The ABA Journal quotes Justice Kennedy saying “I’ve never read a brief I couldn’t put down in the middle. It is not the best part of the job.” (Thanks for the pointers from The California Blog of Appeal and Legal Writing Prof Blog). Assuming the comment was directed to the quality of writing rather than attention span — this is a pretty damning indictment of appellate practitioners.
This started me thinking about what makes a good appellate lawyer. Writing, I fear, is the last thought that comes to mind for many attorneys. It should be the first, however.
Think about the great trial practitioners. What sets them apart is their ability to tell a story to the jury, using witnesses and their own argument. The appellate lawyer, by contrast, ought to be known for his or her writing. Communication is still the key, we just use a different medium.
In my old job I spent quite a bit of time hiring, training, and evaluating attorneys for a firm that worked primarily in the appellate forum. I told the new attorneys that the position required a career-long commitment on their part to improve their writing. If that is something you enjoy, then appellate practice is the right place for you.

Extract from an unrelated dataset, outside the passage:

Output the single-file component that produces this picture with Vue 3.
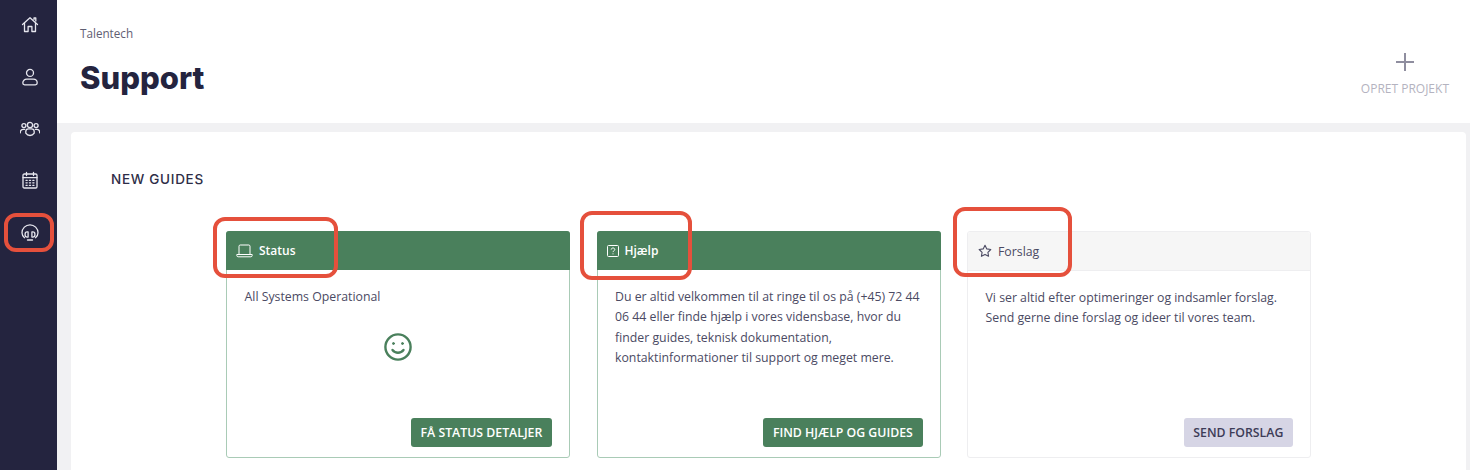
<template>
  <div class="page">
    <nav class="sidebar">
      <a v-for="item in navItems" :key="item.name" class="nav-item" :class="{ active: item.active }">
        <svg width="20" height="20" viewBox="0 0 20 20" fill="none" stroke="currentColor" stroke-width="1.3" stroke-linecap="round" stroke-linejoin="round">
          <path v-for="(d, i) in item.paths" :key="i" :d="d" />
        </svg>
      </a>
    </nav>

    <div class="content">
      <header class="topbar">
        <div>
          <div class="crumb">Talentech</div>
          <h1>Support</h1>
        </div>
        <div class="create">
          <svg width="20" height="20" viewBox="0 0 20 20" stroke="#8f8e9f" stroke-width="2"><path d="M10 1v18M1 10h18" /></svg>
          <span>OPRET PROJEKT</span>
        </div>
      </header>

      <main class="body">
        <section class="panel">
          <h2>NEW GUIDES</h2>
          <div class="cards">
            <article class="card green">
              <div class="card-head">
                <svg class="head-icon" width="17" height="14" viewBox="0 0 17 14" fill="none" stroke="currentColor" stroke-width="1">
                  <path d="M3 10V2.2C3 1.5 3.5 1 4.2 1h8.6c.7 0 1.2.5 1.2 1.2V10" />
                  <path d="M.8 10.5h15.4v1c0 .8-.6 1.3-1.3 1.3H2.1c-.7 0-1.3-.5-1.3-1.3z" />
                </svg>
                Status
              </div>
              <div class="card-body">
                <p>All Systems Operational</p>
                <div class="smiley">
                  <svg width="30" height="30" viewBox="0 0 30 30" fill="none" stroke="#4a805c" stroke-width="2.4" stroke-linecap="round">
                    <circle cx="15" cy="15" r="12.6" />
                    <path d="M9.5 18c2.8 3.6 8.2 3.6 11 0" />
                    <circle cx="10.5" cy="11.5" r="1" fill="#4a805c" stroke-width="1" />
                    <circle cx="19.5" cy="11.5" r="1" fill="#4a805c" stroke-width="1" />
                  </svg>
                </div>
                <button class="btn">FÅ STATUS DETALJER</button>
              </div>
              <span class="mark mark-status"></span>
            </article>

            <article class="card green">
              <div class="card-head">
                <svg class="head-icon" width="12" height="12" viewBox="0 0 12 12" fill="none" stroke="currentColor" stroke-width="1">
                  <rect x=".5" y=".5" width="11" height="11" rx="1" />
                  <path d="M4.2 4.6C4.2 3.6 5 3 6 3s1.8.6 1.8 1.5c0 1.3-1.8 1.3-1.8 2.6" />
                  <path d="M6 8.4v.9" />
                </svg>
                Hjælp
              </div>
              <div class="card-body">
                <p>Du er altid velkommen til at ringe til os på (+45) 72 44 06 44 eller finde hjælp i vores vidensbase, hvor du finder guides, teknisk dokumentation, kontaktinformationer til support og meget mere.</p>
                <button class="btn">FIND HJÆLP OG GUIDES</button>
              </div>
              <span class="mark mark-help"></span>
            </article>

            <article class="card plain">
              <div class="card-head">
                <svg class="head-icon" width="14" height="14" viewBox="0 0 14 14" fill="none" stroke="currentColor" stroke-width="1.1" stroke-linejoin="round">
                  <path d="M7 1.2l1.8 3.7 4 .6-2.9 2.8.7 4L7 10.4l-3.6 1.9.7-4L1.2 5.5l4-.6z" />
                </svg>
                Forslag
              </div>
              <div class="card-body">
                <p>Vi ser altid efter optimeringer og indsamler forslag. Send gerne dine forslag og ideer til vores team.</p>
                <button class="btn">SEND FORSLAG</button>
              </div>
              <span class="mark mark-idea"></span>
            </article>
          </div>
        </section>
      </main>
    </div>
  </div>
</template>

<script setup>
const navItems = [
  {
    name: 'home',
    paths: ['M2.5 9.5L10 2.8l7.5 6.7', 'M4.5 8v8.5h3.6v-5h3.8v5h3.6V8', 'M14 4.5V3h1.8v3'],
  },
  {
    name: 'user',
    paths: ['M10 2.4a3.5 3.5 0 1 0 0 7 3.5 3.5 0 0 0 0-7z', 'M4.6 17.8h10.800c1 0 1.800-.7 1.800-1.700 0-2.500-1.800-3.900-3.900-3.900H6.700c-2.100 0-3.900 1.400-3.900 3.900 0 1 .8 1.700 1.800 1.700z'],
  },
  {
    name: 'team',
    paths: [
      'M10 3.400a2.600 2.600 0 1 0 0 5.200 2.600 2.600 0 0 0 0-5.200z',
      'M3.900 4.600a2 2 0 1 0 0 4 2 2 0 0 0 0-4z',
      'M16.100 4.600a2 2 0 1 0 0 4 2 2 0 0 0 0-4z',
      'M5.800 14.200v-1.700c0-1.600 1.200-2.700 2.700-2.700h3c1.500 0 2.700 1.100 2.700 2.700v1.700c-1 1.500-2.500 2.300-4.200 2.300s-3.200-.8-4.200-2.300z',
      'M.3 13.800c-.1-2.200 1.100-3.500 2.900-3.500h1.500',
      'M19.700 13.800c.1-2.200-1.100-3.500-2.900-3.500h-1.500',
    ],
  },
  {
    name: 'calendar',
    paths: [
      'M4.300 3h11.400c.8 0 1.300.5 1.300 1.300v11.400c0 .8-.5 1.300-1.300 1.300H4.300c-.8 0-1.300-.5-1.300-1.300V4.300C3 3.500 3.500 3 4.300 3z',
      'M6.500 1.500v3M13.500 1.500v3M3 6.600h14',
      'M6 9.300h1.200M9.400 9.300h1.200M12.800 9.300h1.200',
      'M6 11.800h1.200M9.400 11.800h1.200M12.800 11.800h1.200',
      'M6 14.300h1.200M9.400 14.300h1.200M12.800 14.300h1.200',
    ],
  },
  {
    name: 'support',
    active: true,
    paths: [
      'M4.500 14.700C2.800 13.500 2 11.800 2 9.800a8 8 0 0 1 16 0c0 2-.8 3.700-2.500 4.900',
      'M7.200 8.900c-1.300 0-2.100.8-2.100 2v1.200c0 1.200.8 2 2.100 2h.9V8.900z',
      'M12.800 8.900c1.300 0 2.100.8 2.100 2v1.200c0 1.200-.8 2-2.100 2h-.9V8.900z',
      'M7.500 17h5',
    ],
  },
]
</script>

<style>
html, body {
  margin: 0;
  background: #f1f1f3;
}
</style>

<style scoped>
.page {
  display: flex;
  height: 470px;
  overflow: hidden;
  font-family: "Open Sans", sans-serif;
  color: #4b4a63;
}

.sidebar {
  width: 57px;
  flex-shrink: 0;
  background: #24243f;
  display: flex;
  flex-direction: column;
  align-items: center;
  padding: 14.500px 0 0 2px;
  box-sizing: border-box;
}

.nav-item {
  position: relative;
  height: 20px;
  margin-bottom: 32px;
  color: #e6e6ee;
  display: block;
}

.nav-item.active::after {
  content: "";
  position: absolute;
  left: -16px;
  top: -9.500px;
  width: 50px;
  height: 39px;
  box-sizing: border-box;
  border: 4px solid #e5503c;
  border-radius: 12px;
}

.content {
  flex: 1;
  min-width: 0;
  display: flex;
  flex-direction: column;
}

.topbar {
  height: 123px;
  flex-shrink: 0;
  background: #fff;
  display: flex;
  justify-content: space-between;
  padding: 25px 21px 0 23px;
  box-sizing: border-box;
}

.crumb {
  font-size: 11.700px;
  line-height: 16px;
  color: #5f5e72;
}

h1 {
  margin: 19px 0 0;
  font-family: Inter, sans-serif;
  font-size: 31px;
  line-height: 36px;
  font-weight: 800;
  color: #24243f;
}

.create {
  display: flex;
  flex-direction: column;
  align-items: center;
  gap: 9px;
  padding-top: 27px;
  font-size: 12px;
  line-height: 15px;
  color: #b4b3c0;
}

.body {
  flex: 1;
  padding: 9px 4px 0 14px;
  min-height: 0;
}

.panel {
  height: 100%;
  background: #fff;
  border-radius: 4px 4px 0 0;
  padding: 39px 40px 0;
  box-sizing: border-box;
}

h2 {
  margin: 0;
  font-family: Inter, sans-serif;
  font-size: 13.500px;
  line-height: 16px;
  font-weight: 500;
  letter-spacing: .7px;
  color: #2e2d47;
}

.cards {
  display: grid;
  grid-template-columns: repeat(3, 344px);
  justify-content: center;
  column-gap: 26.500px;
  margin-top: 44px;
}

.card {
  position: relative;
  height: 227px;
  box-sizing: border-box;
  border: 1px solid #a9cbb6;
  border-radius: 3px;
  display: flex;
  flex-direction: column;
}

.card.plain {
  border-color: #eeeef0;
}

.card-head {
  height: 39px;
  flex-shrink: 0;
  display: flex;
  align-items: center;
  gap: 6px;
  padding-left: 10px;
  font-size: 12px;
  font-weight: 600;
  margin: -1px -1px 0;
  border-radius: 3px 3px 0 0;
}

.green .card-head {
  background: #4a805c;
  color: #fff;
}

.plain .card-head {
  background: #f6f6f6;
  color: #4b4a63;
  font-size: 12.300px;
  font-weight: 400;
  border-bottom: 1px solid #eeeef0;
  box-sizing: border-box;
  margin: 0;
  padding-left: 10px;
  gap: 6px;
}

.head-icon {
  flex-shrink: 0;
}

.card-body {
  flex: 1;
  position: relative;
  padding: 17px 17.500px 0;
}

.card-body p {
  margin: 0;
  font-size: 12.300px;
  line-height: 20.300px;
  color: #4b4a63;
}

.smiley {
  display: flex;
  justify-content: center;
  margin-top: 25.200px;
}

.smiley svg {
  display: block;
}

.btn {
  position: absolute;
  right: 17px;
  bottom: 10px;
  height: 29px;
  padding: 0 9.700px;
  border: 0;
  border-radius: 3px;
  background: #4a805c;
  color: #fff;
  font-family: "Open Sans", sans-serif;
  font-size: 12.300px;
  font-weight: 600;
}

.plain .btn {
  background: #d6d5e5;
  color: #3d3c57;
}

.mark {
  position: absolute;
  box-sizing: border-box;
  border: 4px solid #e5503c;
  border-radius: 12px;
  pointer-events: none;
}

.mark-status {
  left: -14px;
  top: -15px;
  width: 125px;
  height: 61px;
}

.mark-help {
  left: -18px;
  top: -21px;
  width: 112px;
  height: 69px;
}

.mark-idea {
  left: -15px;
  top: -25px;
  width: 119px;
  height: 70px;
}
</style>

This New Years, I am resolving to take some of my own advice and work on my writing. That does not mean that you can ignore the other elements of appellate practice. You need to understand what you can accomplish in the appellate forum and the standard of review the court will apply. You also need to bring you superior legal analytical abilities to bear.
That said, however, if the court does not read your brief all of that other effort is wasted.